__WHAT IS BEING ASKED__
Examine the material below. Gather every line in which the string "React" appears.
****
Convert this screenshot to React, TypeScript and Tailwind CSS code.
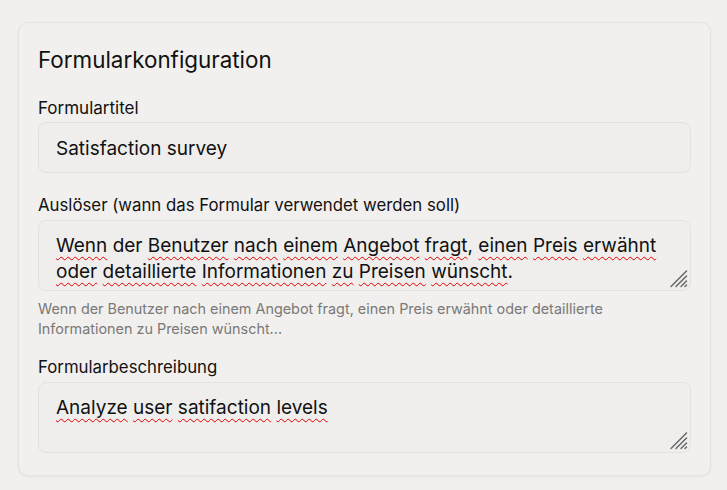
import React from "react";

const font = { fontFamily: "Inter, 'Noto Sans', sans-serif" };

// rot unterstrichenes Wort (Rechtschreibprüfung)
const Sp: React.FC<{ children: React.ReactNode }> = ({ children }) => (
  <span className="underline decoration-wavy decoration-[#e60000] decoration-[1px] underline-offset-[4px] [text-decoration-skip-ink:none]">
    {children}
  </span>
);

const Grip = () => (
  <svg className="absolute right-[2px] bottom-[2px]" width="19" height="19" viewBox="0 0 19 19">
    <g stroke="#666" strokeWidth="1.4" strokeLinecap="round">
      <line x1="17.5" y1="2" x2="2" y2="17.5" />
      <line x1="17.5" y1="7" x2="7" y2="17.5" />
      <line x1="17.5" y1="12" x2="12" y2="17.5" />
      <line x1="17.5" y1="16" x2="16" y2="17.5" />
    </g>
  </svg>
);

export default function App() {
  return (
    <div className="min-h-[490px] w-[727px] bg-[#f1f0ee] pt-[22px] pl-[18px]" style={font}>
      <div className="w-[693px] rounded-[10px] border border-[#e4e3e1] bg-[#f1f0ee] px-[19px] pt-[23px] pb-[22px] shadow-[0_1px_3px_rgba(0,0,0,0.06)]">
        <h2 className="text-[22.4px] leading-[28px] font-normal text-[#111]">Formularkonfiguration</h2>

        <div className="mt-[22px] text-[17px] leading-[24px] text-[#111]">Formulartitel</div>
        <div className="mt-[2px] flex h-[51px] items-center rounded-[8px] border border-[#e3e2e0] bg-[#efeeec] px-[17px] pt-[3px] text-[19px] text-[#111]">
          Satisfaction survey
        </div>

        <div className="mt-[20px] text-[16.8px] leading-[24px] text-[#111]">
          Auslöser (wann das Formular verwendet werden soll)
        </div>
        <div className="relative mt-[3px] h-[71px] rounded-[8px] border border-[#e3e2e0] bg-[#efeeec] pl-[17px] pr-[14px] pt-[12px] text-[19px] leading-[26px] text-[#111]">
          <Sp>Wenn</Sp> der <Sp>Benutzer</Sp> <Sp>nach</Sp> <Sp>einem</Sp> <Sp>Angebot</Sp> <Sp>fragt</Sp>,{" "}
          <Sp>einen</Sp> <Sp>Preis</Sp> <Sp>erwähnt</Sp> <Sp>oder</Sp> <Sp>detaillierte</Sp>{" "}
          <Sp>Informationen</Sp> <Sp>zu</Sp> <Sp>Preisen</Sp> <Sp>wünscht</Sp>.
          <Grip />
        </div>
        <p className="mt-[8px] text-[14.4px] leading-[20px] text-[#7a7977]">
          Wenn der Benutzer nach einem Angebot fragt, einen Preis erwähnt oder detaillierte Informationen zu Preisen wünscht...
        </p>

        <div className="mt-[16px] text-[16.8px] leading-[24px] text-[#111]">Formularbeschreibung</div>
        <div className="relative mt-[3px] h-[71px] rounded-[8px] border border-[#e3e2e0] bg-[#efeeec] pl-[17px] pr-[14px] pt-[12px] text-[19px] leading-[26px] text-[#111]">
          <Sp>Analyze</Sp> <Sp>user</Sp> <Sp>satifaction</Sp> <Sp>levels</Sp>
          <Grip />
        </div>
      </div>
    </div>
  );
}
****
__RESPONSE TO THE EXERCISE__
Convert this screenshot to React, TypeScript and Tailwind CSS code.
import React from "react";
const Sp: React.FC<{ children: React.ReactNode }> = ({ children }) => (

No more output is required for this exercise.